→ Given problem: Begin with the line holding "Give me the React", end with the line holding "margin-top: 18px;", and repeat every line in between exactly, without pictures.

*****

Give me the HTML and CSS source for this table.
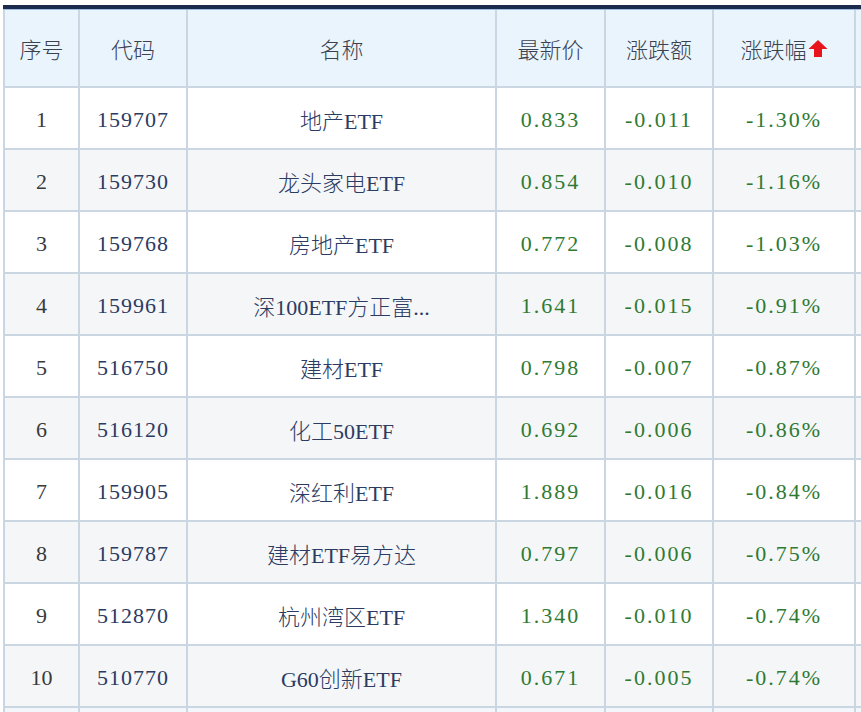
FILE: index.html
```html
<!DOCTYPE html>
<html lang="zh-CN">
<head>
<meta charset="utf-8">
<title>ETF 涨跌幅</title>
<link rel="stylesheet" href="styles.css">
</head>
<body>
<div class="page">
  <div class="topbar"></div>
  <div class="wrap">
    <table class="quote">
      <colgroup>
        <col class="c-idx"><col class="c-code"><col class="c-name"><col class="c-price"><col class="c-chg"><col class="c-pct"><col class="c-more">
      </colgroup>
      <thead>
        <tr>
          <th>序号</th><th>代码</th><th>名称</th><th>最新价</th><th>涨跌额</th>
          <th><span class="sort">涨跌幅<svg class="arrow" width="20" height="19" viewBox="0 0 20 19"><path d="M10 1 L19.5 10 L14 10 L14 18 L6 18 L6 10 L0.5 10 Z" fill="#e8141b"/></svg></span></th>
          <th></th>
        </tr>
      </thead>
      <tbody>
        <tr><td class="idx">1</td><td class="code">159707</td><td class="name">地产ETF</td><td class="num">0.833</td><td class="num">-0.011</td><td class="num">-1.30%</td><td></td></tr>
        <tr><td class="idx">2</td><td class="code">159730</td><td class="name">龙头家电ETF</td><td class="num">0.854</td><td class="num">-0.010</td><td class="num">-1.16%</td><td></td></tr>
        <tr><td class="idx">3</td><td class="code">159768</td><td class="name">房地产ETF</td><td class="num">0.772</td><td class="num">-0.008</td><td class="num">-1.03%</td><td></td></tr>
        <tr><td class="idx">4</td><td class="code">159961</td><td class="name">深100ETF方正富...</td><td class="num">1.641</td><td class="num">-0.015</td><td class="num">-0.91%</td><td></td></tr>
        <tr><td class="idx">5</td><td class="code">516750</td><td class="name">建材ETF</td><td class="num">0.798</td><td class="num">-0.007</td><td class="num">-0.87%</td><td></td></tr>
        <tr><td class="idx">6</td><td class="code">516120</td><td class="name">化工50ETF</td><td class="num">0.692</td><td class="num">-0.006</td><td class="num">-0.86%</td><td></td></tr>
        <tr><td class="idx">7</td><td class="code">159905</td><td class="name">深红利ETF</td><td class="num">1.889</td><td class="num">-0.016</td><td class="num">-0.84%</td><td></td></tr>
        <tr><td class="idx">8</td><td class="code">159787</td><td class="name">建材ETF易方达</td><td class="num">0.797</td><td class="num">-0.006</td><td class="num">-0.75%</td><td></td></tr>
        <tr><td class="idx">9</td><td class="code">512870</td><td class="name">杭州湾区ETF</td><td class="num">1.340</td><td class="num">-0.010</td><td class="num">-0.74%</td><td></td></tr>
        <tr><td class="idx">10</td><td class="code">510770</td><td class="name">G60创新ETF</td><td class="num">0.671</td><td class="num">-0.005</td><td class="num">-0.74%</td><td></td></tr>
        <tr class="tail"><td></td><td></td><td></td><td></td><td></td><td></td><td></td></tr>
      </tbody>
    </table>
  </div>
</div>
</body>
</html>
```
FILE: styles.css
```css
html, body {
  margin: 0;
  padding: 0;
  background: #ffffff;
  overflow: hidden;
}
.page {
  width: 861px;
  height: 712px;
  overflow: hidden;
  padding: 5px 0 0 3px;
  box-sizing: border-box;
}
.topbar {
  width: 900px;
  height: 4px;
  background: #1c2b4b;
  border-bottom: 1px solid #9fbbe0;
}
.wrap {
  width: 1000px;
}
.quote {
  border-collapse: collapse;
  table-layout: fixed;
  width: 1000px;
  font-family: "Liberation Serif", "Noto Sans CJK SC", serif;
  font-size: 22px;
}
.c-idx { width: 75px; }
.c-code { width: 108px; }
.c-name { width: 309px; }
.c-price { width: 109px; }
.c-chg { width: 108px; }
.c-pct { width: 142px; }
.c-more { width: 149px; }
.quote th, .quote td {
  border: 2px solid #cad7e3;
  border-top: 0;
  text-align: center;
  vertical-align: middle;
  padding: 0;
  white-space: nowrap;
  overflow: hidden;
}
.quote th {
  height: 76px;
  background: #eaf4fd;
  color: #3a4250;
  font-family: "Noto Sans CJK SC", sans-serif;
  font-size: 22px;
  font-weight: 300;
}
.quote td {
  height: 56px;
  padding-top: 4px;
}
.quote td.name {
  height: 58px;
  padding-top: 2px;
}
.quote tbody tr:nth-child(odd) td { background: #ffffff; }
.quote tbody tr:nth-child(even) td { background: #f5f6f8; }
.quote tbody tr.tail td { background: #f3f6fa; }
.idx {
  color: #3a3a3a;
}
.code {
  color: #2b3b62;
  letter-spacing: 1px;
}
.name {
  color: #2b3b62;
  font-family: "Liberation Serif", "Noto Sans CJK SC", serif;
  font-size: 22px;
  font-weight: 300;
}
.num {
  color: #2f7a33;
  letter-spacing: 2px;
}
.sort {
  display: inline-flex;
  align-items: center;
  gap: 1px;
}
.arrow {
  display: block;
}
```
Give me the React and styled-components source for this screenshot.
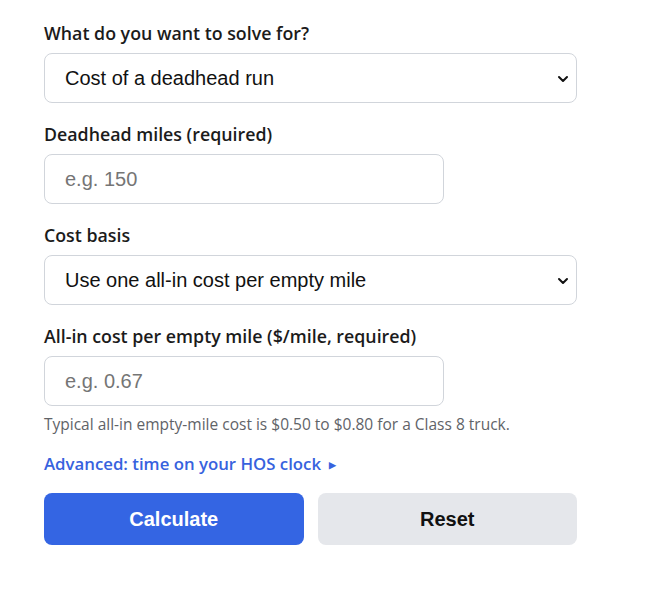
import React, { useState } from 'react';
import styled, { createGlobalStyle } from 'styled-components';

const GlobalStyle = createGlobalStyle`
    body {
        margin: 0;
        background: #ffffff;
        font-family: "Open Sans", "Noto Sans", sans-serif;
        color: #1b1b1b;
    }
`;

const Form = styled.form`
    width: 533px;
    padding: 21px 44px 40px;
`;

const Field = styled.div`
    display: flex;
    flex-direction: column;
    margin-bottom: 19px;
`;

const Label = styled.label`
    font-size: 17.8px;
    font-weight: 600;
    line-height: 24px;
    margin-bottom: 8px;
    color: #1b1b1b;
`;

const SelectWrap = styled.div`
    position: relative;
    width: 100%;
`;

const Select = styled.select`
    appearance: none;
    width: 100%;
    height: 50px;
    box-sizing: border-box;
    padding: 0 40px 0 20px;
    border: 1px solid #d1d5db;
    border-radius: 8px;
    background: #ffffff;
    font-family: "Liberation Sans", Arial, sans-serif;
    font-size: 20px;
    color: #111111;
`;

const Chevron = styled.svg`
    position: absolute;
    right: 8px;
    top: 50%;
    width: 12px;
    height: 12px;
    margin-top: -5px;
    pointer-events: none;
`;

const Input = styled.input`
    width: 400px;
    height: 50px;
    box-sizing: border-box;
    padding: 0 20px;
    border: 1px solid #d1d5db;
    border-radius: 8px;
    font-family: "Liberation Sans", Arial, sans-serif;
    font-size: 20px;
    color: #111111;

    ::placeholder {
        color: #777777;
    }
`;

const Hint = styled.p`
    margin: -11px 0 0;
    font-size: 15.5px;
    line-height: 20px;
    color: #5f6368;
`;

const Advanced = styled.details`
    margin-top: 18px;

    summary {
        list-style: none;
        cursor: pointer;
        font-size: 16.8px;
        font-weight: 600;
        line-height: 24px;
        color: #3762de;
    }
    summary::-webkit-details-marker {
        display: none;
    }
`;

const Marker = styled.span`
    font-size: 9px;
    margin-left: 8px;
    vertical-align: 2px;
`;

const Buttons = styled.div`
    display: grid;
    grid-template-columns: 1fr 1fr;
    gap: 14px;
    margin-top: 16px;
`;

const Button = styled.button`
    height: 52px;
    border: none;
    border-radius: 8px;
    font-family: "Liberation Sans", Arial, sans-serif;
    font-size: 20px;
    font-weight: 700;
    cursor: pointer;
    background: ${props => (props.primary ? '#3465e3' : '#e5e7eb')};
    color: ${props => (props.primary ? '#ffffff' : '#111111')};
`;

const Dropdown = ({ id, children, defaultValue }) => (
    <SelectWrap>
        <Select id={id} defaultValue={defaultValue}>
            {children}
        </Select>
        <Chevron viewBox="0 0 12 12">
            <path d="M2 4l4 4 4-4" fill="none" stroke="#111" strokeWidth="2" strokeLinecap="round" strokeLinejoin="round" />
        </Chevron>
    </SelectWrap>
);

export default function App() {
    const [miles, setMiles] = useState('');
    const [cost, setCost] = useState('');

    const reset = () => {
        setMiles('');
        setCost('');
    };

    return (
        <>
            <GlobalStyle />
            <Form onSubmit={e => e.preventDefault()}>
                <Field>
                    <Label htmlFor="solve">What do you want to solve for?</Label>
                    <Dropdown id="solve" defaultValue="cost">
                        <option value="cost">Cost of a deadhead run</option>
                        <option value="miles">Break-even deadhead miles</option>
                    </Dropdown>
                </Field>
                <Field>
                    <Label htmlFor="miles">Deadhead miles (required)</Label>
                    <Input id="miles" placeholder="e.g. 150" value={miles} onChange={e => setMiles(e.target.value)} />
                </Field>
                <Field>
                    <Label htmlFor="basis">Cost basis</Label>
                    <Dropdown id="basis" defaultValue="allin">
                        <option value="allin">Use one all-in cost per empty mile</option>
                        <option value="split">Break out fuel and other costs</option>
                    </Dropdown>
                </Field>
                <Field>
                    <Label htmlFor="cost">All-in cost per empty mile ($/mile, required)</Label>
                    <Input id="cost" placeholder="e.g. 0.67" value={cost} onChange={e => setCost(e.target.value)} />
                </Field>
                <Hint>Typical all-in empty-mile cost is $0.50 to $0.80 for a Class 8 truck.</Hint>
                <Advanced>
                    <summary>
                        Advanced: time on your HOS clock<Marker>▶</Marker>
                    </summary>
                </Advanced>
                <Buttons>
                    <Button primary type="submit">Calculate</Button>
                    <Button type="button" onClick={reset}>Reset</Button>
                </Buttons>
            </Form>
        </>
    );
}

*****

→ Right answer:
Give me the React and styled-components source for this screenshot.
import React, { useState } from 'react';
import styled, { createGlobalStyle } from 'styled-components';

const GlobalStyle = createGlobalStyle`
    body {
        margin: 0;
        background: #ffffff;
        font-family: "Open Sans", "Noto Sans", sans-serif;
        color: #1b1b1b;
    }
`;

const Form = styled.form`
    width: 533px;
    padding: 21px 44px 40px;
`;

const Field = styled.div`
    display: flex;
    flex-direction: column;
    margin-bottom: 19px;
`;

const Label = styled.label`
    font-size: 17.8px;
    font-weight: 600;
    line-height: 24px;
    margin-bottom: 8px;
    color: #1b1b1b;
`;

const SelectWrap = styled.div`
    position: relative;
    width: 100%;
`;

const Select = styled.select`
    appearance: none;
    width: 100%;
    height: 50px;
    box-sizing: border-box;
    padding: 0 40px 0 20px;
    border: 1px solid #d1d5db;
    border-radius: 8px;
    background: #ffffff;
    font-family: "Liberation Sans", Arial, sans-serif;
    font-size: 20px;
    color: #111111;
`;

const Chevron = styled.svg`
    position: absolute;
    right: 8px;
    top: 50%;
    width: 12px;
    height: 12px;
    margin-top: -5px;
    pointer-events: none;
`;

const Input = styled.input`
    width: 400px;
    height: 50px;
    box-sizing: border-box;
    padding: 0 20px;
    border: 1px solid #d1d5db;
    border-radius: 8px;
    font-family: "Liberation Sans", Arial, sans-serif;
    font-size: 20px;
    color: #111111;

    ::placeholder {
        color: #777777;
    }
`;

const Hint = styled.p`
    margin: -11px 0 0;
    font-size: 15.5px;
    line-height: 20px;
    color: #5f6368;
`;

const Advanced = styled.details`
    margin-top: 18px;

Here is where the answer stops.